Geopolitical risk has weighed on Turkish financial assets in recent days.

Over the past three sessions:

  • The banking index fell 15%

  • The BIST-100 index dropped more than 7%

In bond markets:

  • Two-year benchmark yields climbed above 37.6%

Meanwhile, Turkey’s five-year CDS risk premium rose to 254 basis points, the highest level in four and a half months.


Central Bank Interventions

Liquidity measures by the CBRT pushed the Turkish lira reference rate to 39.93%, approaching the upper limit of the policy corridor.

The USD/TRY exchange rate remained relatively stable around 43.96, supported by official interventions.

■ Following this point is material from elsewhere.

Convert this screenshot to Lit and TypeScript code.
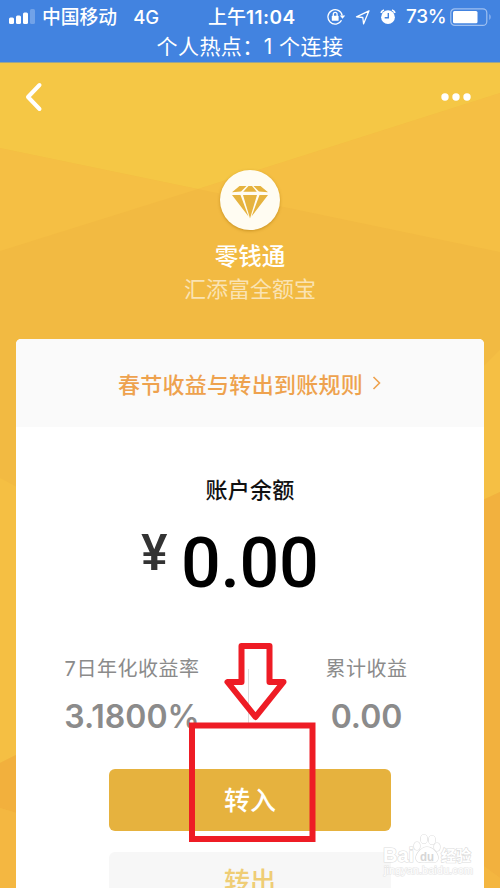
import { LitElement, html, css, svg } from "lit";
import { customElement } from "lit/decorators.js";

@customElement("status-bar")
class StatusBar extends LitElement {
  static styles = css`
    :host { display: block; flex: none; height: 62px; background: #4283e0; color: #fff; border-bottom: 1px solid #9da58b; box-sizing: content-box; }
    .row { display: grid; grid-template-columns: 208px 119px 1fr; height: 32px; align-items: center; font-size: 19px; line-height: 32px; white-space: nowrap; }
    .left { display: flex; align-items: center; padding-left: 9px; }
    .carrier { font-size: 18.8px; margin-left: 6px; padding-top: 2px; font-weight: 500; }
    .net { margin-left: 16px; font-weight: 500; font-size: 18.5px; }
    .time { font-weight: 600; font-size: 19px; letter-spacing: 0.45px; padding-top: 1px; }
    .time b { font-weight: 500; letter-spacing: 0; }
    .right { display: flex; align-items: center; }
    .pct { font-weight: 500; font-size: 19px; margin-left: 9px; width: 44px; letter-spacing: -0.3px; }
    .hotspot { height: 28px; line-height: 29px; text-align: center; font-size: 21px; letter-spacing: 0.45px; font-weight: 400; white-space: pre; }
    svg { display: block; flex: none; }
  `;
  render() {
    return html`
      <div class="row">
        <div class="left">
          <svg width="27" height="18" viewBox="0 0 27 18" fill="#fff">
            <rect x="0" y="9.500" width="5" height="6.500" rx="1.500" /><rect x="7" y="7.500" width="5" height="8.500" rx="1.500" />
            <rect x="14" y="4.500" width="5" height="11.500" rx="1.500" /><rect x="21" y="1" width="5" height="15" rx="1.500" opacity=".25" />
          </svg>
          <span class="carrier">中国移动</span><span class="net">4G</span>
        </div>
        <div class="time"><b>上午</b>11:04</div>
        <div class="right">
          <svg width="70" height="20" viewBox="327 6 70 20" fill="none" stroke="#fff">
            <path d="M341.500 19.300A7.200 7.200 0 1 1 342.200 14.500" stroke-width="1.300" />
            <path d="M339.800 14.500h5.400l-2.700 3.200z" fill="#fff" stroke="none" />
            <rect x="331.800" y="14.800" width="6.800" height="5" rx=".6" fill="#fff" stroke="none" />
            <path d="M333.300 15v-1.700a1.900 1.900 0 0 1 3.800 0V15" stroke-width="1.300" />
            <path d="M369 9.800 356.500 15.800 362.800 16.500 363.600 22.800Z" stroke-width="1.300" stroke-linejoin="round" />
            <circle cx="388" cy="16.200" r="6.900" fill="#fff" stroke="none" />
            <path d="M388.300 12v4.700h-3.600" stroke="#4283e0" stroke-width="1.400" />
            <path d="M381 11.800a5 5 0 0 1 3-2.800M395 11.800a5 5 0 0 0-3-2.800" stroke-width="1.800" />
          </svg>
          <span class="pct">73%</span>
          <svg width="42" height="20" viewBox="0 0 42 20" fill="none">
            <rect x=".8" y="1.800" width="36" height="16.600" rx="4" stroke="#9fc0f0" stroke-width="1.200" />
            <rect x="3" y="4" width="24.500" height="12.200" rx="1.500" fill="#fff" />
            <path d="M39 7q2 1 2 3t-2 3z" fill="#7da9ec" />
          </svg>
        </div>
      </div>
      <div class="hotspot">个人热点：1 个连接</div>
    `;
  }
}

@customElement("fund-card")
class FundCard extends LitElement {
  static styles = css`
    :host { display: flex; flex-direction: column; align-items: center; background: #fff; border-radius: 5px 5px 0 0; overflow: hidden; }
    :host > * { flex: none; }
    .notice { width: 100%; height: 88px; background: #fafafa; display: flex; align-items: center; justify-content: center; color: #eea24e; font-size: 22px; font-weight: 500; letter-spacing: 0.28px; }
    .notice svg { margin-left: 9px; }
    .caption { margin-top: 47px; height: 32px; line-height: 32px; font-size: 22px; letter-spacing: 0.3px; font-weight: 500; color: #111; }
    .amount { display: flex; align-items: flex-start; height: 90px; margin-top: 12px; margin-right: 42px; color: #000; font-family: Roboto, sans-serif; }
    .yen { font-size: 51px; line-height: 56px; font-weight: 700; color: #333; font-family: "Liberation Sans", sans-serif; margin-right: 13px; margin-top: 7px; transform: scaleX(0.92); }
    .num { font-size: 70px; line-height: 90px; font-weight: 500; letter-spacing: -0.4px; }
    .stats { display: grid; grid-template-columns: 232px 1px 235px; width: 468px; margin-top: 46px; height: 92px; color: #8b8b8b; text-align: center; }
    .label { font-size: 20px; line-height: 30px; letter-spacing: 0.5px; }
    .value { font-family: Inter, sans-serif; font-weight: 600; font-size: 32px; line-height: 40px; margin-top: 13px; white-space: nowrap; }
    .rule { background: #dcdcdc; margin-top: 15px; height: 58px; }
    .btn { width: 282px; height: 62px; line-height: 63px; border-radius: 6px; font-size: 26px; text-align: center; font-weight: 500; }
    .primary { margin-top: 23px; background: #e6b23e; color: #fff; }
    .secondary { margin-top: 21px; background: #f7f7f7; color: #efcd75; line-height: 59px; }
  `;
  render() {
    return html`
      <div class="notice">春节收益与转出到账规则
        <svg width="10" height="16" viewBox="0 0 10 16" fill="none" stroke="#eea24e" stroke-width="1.600"><path d="M1.500 2 7.500 8 1.500 14" /></svg>
      </div>
      <div class="caption">账户余额</div>
      <div class="amount"><span class="yen">¥</span><span class="num">0.00</span></div>
      <div class="stats">
        <div><div class="label">7日年化收益率</div><div class="value">3.1800%</div></div>
        <div class="rule"></div>
        <div><div class="label">累计收益</div><div class="value">0.00</div></div>
      </div>
      <div class="btn primary">转入</div>
      <div class="btn secondary">转出</div>
    `;
  }
}

const facets = svg`
  <path d="M0 0H500V888H0z" fill="#f2ba42" />
  <path d="M0 86V189L198 127z" fill="#f5bf44" />
  <path d="M500 31V190L198 127z" fill="#f5bf44" />
  <path d="M0 0H500V31L198 127 0 86z" fill="#f5c745" />
  <path d="M0 416 30 432V686L0 701z" fill="#f5bf43" />
  <path d="M0 701 30 686V755L0 746z" fill="#f2b03d" />
  <path d="M0 746 30 755V830H0z" fill="#f4b741" />
  <path d="M500 288 470 318V444L500 430z" fill="#f5bf44" />
  <path d="M500 430 470 444V794L500 816z" fill="#f2b13e" />
  <path d="M500 816 470 794V830H500z" fill="#f4b640" />
`;

@customElement("app-root")
class AppRoot extends LitElement {
  static styles = css`
    :host { display: block; position: relative; width: 500px; height: 888px; overflow: hidden; font-family: Inter, "Noto Sans CJK SC", sans-serif; background: #f2ba42; }
    .page { position: relative; display: flex; flex-direction: column; height: 825px; overflow: hidden; }
    .facets { position: absolute; inset: 0; }
    .nav { position: relative; display: flex; justify-content: space-between; align-items: center; height: 68px; padding: 0 28px 0 24px; }
    .brand { position: relative; display: flex; flex-direction: column; align-items: center; height: 208px; }
    .badge { width: 60px; height: 60px; margin-top: 39px; border-radius: 50%; background: #fffcf2; box-shadow: 0 1px 3px rgba(160, 105, 0, 0.5); }
    .name { margin-top: 10px; height: 33px; line-height: 34px; font-size: 23.5px; font-weight: 500; color: #fff; }
    .fund { height: 32px; line-height: 32px; font-size: 22px; color: #fae3b3; }
    fund-card { position: relative; width: 468px; height: 560px; margin-left: 16px; flex: none; }
    .nav, .brand { flex: none; }
    svg { display: block; }
    .marks { position: absolute; left: 0; top: 0; }
    .wm { font-family: "Liberation Sans", "Noto Sans CJK SC", sans-serif; }
  `;
  render() {
    return html`
      <status-bar></status-bar>
      <div class="page">
        <svg class="facets" width="500" height="826" viewBox="0 1 500 826">${facets}</svg>
        <div class="nav">
          <svg width="20" height="30" viewBox="0 0 20 30" fill="none" stroke="#fff" stroke-width="4" stroke-linecap="round" stroke-linejoin="round"><path d="M15.500 3 4 15 15.500 27" /></svg>
          <svg width="32" height="10" viewBox="0 0 32 10" fill="#fff"><circle cx="5" cy="5" r="3.700" /><circle cx="16" cy="5" r="3.700" /><circle cx="27" cy="5" r="3.700" /></svg>
        </div>
        <div class="brand">
          <div class="badge">
            <svg width="60" height="60" viewBox="0 0 60 60" fill="#e6b33e">
              <path d="M19.500 16H26.500L21 21.500 12 22.300zM28.500 16H32L36.800 21.800H23.200zM33.500 16H40.500L48 22.300 39 21.500z" />
              <path d="M12 25H20.500L28.500 46.500zM23 25H37L30 48.500zM39.500 25H48L31.500 46.500z" />
            </svg>
          </div>
          <div class="name">零钱通</div>
          <div class="fund">汇添富全额宝</div>
        </div>
        <fund-card></fund-card>
      </div>
      <svg class="marks" width="500" height="888" viewBox="0 0 500 888" fill="none">
        <path d="M241.500 646H269.500V682H283.500L255.500 717 227.500 682H241.500z" stroke="#ee1c25" stroke-width="6" stroke-linejoin="round" />
        <rect x="192" y="725.500" width="120.500" height="113.500" stroke="#ee1c25" stroke-width="6" />
        <g class="wm" fill="#fff" stroke="#dcdcdc" stroke-width="1.200" paint-order="stroke">
          <text x="383" y="862" font-size="21" font-weight="700" textLength="31" lengthAdjust="spacingAndGlyphs">Bai</text>
          <ellipse cx="417" cy="846" rx="3" ry="4" /><ellipse cx="424" cy="839" rx="3.300" ry="4.500" />
          <ellipse cx="432" cy="840" rx="3.300" ry="4.500" /><ellipse cx="437" cy="847" rx="3" ry="4" />
          <path d="M427 847C421 847 415 855 416 859S421 863 427 862 437 864 438 859 433 847 427 847z" />
          <text x="420" y="860.500" font-size="12" font-weight="700" textLength="14" lengthAdjust="spacingAndGlyphs" fill="#d6d6d6" stroke="none">du</text>
          <text x="441" y="861" font-size="15" font-weight="700" textLength="30">经验</text>
          <text x="384" y="874" font-size="10.500" stroke="#e6e6e6" textLength="89" lengthAdjust="spacingAndGlyphs">jingyan.baidu.com</text>
        </g>
      </svg>
    `;
  }
}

According to the central bank’s analytical balance sheet, roughly $4 billion in FX sales were conducted in transactions dated March 2.


Oil Prices Ease Slightly

Oil prices softened slightly after President Donald Trump announced that the United States would escort oil tankers passing through the Strait of Hormuz and provide insurance guarantees.

Brent crude, which had briefly touched $85.12, fell back to around $82 per barrel.

European natural gas prices also eased, declining from €65 to roughly €54 per megawatt-hour.


War Duration Remains Uncertain

Many analysts initially expected the conflict to be brief and limited to targeted military strikes.

However, Iran’s asymmetric responses have introduced greater uncertainty about the duration of the war.

The conflict is now affecting a broader geography extending from Arab Gulf states to the Eastern Mediterranean, increasing geopolitical risks.

A prolonged war would likely impose significant costs on both the global economy and financial markets.